__EXERCISE DETAILS__:
Search the material below for the word "index". Copy every line that has it.

● ● ● ●

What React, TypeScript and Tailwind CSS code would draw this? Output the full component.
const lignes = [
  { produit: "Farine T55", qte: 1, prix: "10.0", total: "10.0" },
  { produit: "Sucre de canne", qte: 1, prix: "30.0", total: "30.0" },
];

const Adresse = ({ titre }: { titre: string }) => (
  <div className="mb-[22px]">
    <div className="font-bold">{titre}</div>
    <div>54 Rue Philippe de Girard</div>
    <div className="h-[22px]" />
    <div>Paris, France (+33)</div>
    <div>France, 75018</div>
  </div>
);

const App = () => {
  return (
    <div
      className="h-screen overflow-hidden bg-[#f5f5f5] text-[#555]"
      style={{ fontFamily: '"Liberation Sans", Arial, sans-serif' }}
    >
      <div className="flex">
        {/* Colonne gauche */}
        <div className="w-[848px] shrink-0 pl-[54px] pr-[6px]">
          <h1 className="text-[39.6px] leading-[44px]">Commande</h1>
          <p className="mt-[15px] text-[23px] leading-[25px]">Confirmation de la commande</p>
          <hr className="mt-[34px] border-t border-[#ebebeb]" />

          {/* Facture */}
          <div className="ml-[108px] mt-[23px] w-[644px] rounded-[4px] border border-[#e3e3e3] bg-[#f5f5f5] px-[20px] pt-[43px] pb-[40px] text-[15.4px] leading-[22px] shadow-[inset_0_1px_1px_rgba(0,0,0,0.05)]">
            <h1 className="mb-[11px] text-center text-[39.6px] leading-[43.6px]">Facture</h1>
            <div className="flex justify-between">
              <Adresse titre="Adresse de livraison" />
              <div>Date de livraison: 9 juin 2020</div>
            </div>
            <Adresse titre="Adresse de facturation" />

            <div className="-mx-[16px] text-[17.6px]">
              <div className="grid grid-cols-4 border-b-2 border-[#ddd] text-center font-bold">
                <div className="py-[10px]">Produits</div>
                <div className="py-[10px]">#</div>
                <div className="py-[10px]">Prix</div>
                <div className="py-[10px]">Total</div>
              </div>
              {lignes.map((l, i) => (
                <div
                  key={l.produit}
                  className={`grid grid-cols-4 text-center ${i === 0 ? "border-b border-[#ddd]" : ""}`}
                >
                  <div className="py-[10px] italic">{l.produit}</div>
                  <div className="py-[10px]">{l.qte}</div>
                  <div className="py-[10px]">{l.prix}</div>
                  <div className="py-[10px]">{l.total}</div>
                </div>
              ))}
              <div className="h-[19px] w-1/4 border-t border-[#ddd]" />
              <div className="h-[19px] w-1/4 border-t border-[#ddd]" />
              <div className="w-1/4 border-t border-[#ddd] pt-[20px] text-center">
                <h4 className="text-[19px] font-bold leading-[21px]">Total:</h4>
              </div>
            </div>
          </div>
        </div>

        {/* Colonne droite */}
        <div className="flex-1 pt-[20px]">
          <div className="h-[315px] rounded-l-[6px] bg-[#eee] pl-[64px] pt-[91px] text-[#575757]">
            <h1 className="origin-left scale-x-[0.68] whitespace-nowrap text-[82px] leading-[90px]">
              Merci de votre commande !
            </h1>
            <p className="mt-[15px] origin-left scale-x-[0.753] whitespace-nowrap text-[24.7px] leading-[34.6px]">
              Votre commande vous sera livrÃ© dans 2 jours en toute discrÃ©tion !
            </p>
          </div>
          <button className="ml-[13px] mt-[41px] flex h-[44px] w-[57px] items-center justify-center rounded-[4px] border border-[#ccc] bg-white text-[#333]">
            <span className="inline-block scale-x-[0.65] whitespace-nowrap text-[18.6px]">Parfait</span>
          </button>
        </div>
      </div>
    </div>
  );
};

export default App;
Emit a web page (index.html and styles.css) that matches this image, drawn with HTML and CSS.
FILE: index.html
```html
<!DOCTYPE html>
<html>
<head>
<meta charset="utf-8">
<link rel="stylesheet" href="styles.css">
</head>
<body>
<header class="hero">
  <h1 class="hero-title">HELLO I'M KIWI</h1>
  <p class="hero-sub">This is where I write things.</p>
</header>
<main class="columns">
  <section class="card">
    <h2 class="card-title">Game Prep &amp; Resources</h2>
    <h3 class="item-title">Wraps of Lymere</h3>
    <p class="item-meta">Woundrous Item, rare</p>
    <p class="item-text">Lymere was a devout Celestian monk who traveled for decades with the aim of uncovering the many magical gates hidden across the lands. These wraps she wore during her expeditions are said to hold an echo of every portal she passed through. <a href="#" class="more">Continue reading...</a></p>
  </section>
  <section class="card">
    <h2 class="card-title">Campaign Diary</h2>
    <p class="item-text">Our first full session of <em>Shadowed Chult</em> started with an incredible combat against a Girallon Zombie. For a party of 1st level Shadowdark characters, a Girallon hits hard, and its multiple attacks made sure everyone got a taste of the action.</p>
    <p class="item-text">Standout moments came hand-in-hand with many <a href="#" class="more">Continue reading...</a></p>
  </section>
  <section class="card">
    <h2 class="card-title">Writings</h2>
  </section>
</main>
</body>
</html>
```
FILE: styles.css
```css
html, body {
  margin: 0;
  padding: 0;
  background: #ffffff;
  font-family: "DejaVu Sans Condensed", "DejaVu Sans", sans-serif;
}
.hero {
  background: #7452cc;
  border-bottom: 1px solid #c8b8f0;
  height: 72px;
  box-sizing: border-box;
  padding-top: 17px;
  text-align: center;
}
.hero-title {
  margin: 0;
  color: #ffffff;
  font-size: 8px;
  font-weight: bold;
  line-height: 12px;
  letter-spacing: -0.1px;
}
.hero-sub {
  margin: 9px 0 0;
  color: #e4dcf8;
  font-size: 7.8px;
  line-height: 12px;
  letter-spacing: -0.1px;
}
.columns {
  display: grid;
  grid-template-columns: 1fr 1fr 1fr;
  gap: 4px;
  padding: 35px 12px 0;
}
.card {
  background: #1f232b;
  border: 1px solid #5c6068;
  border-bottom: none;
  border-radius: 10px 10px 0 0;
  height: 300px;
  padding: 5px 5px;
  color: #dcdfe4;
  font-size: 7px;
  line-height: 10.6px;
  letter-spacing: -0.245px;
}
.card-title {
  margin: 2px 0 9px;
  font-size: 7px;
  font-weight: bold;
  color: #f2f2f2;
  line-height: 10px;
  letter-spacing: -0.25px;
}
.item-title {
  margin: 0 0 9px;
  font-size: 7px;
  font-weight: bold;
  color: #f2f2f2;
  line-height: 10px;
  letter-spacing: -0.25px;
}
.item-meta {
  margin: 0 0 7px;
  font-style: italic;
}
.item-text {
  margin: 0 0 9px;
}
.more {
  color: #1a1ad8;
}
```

● ● ● ●

__RESPONSE__:
Emit a web page (index.html and styles.css) that matches this image, drawn with HTML and CSS.
FILE: index.html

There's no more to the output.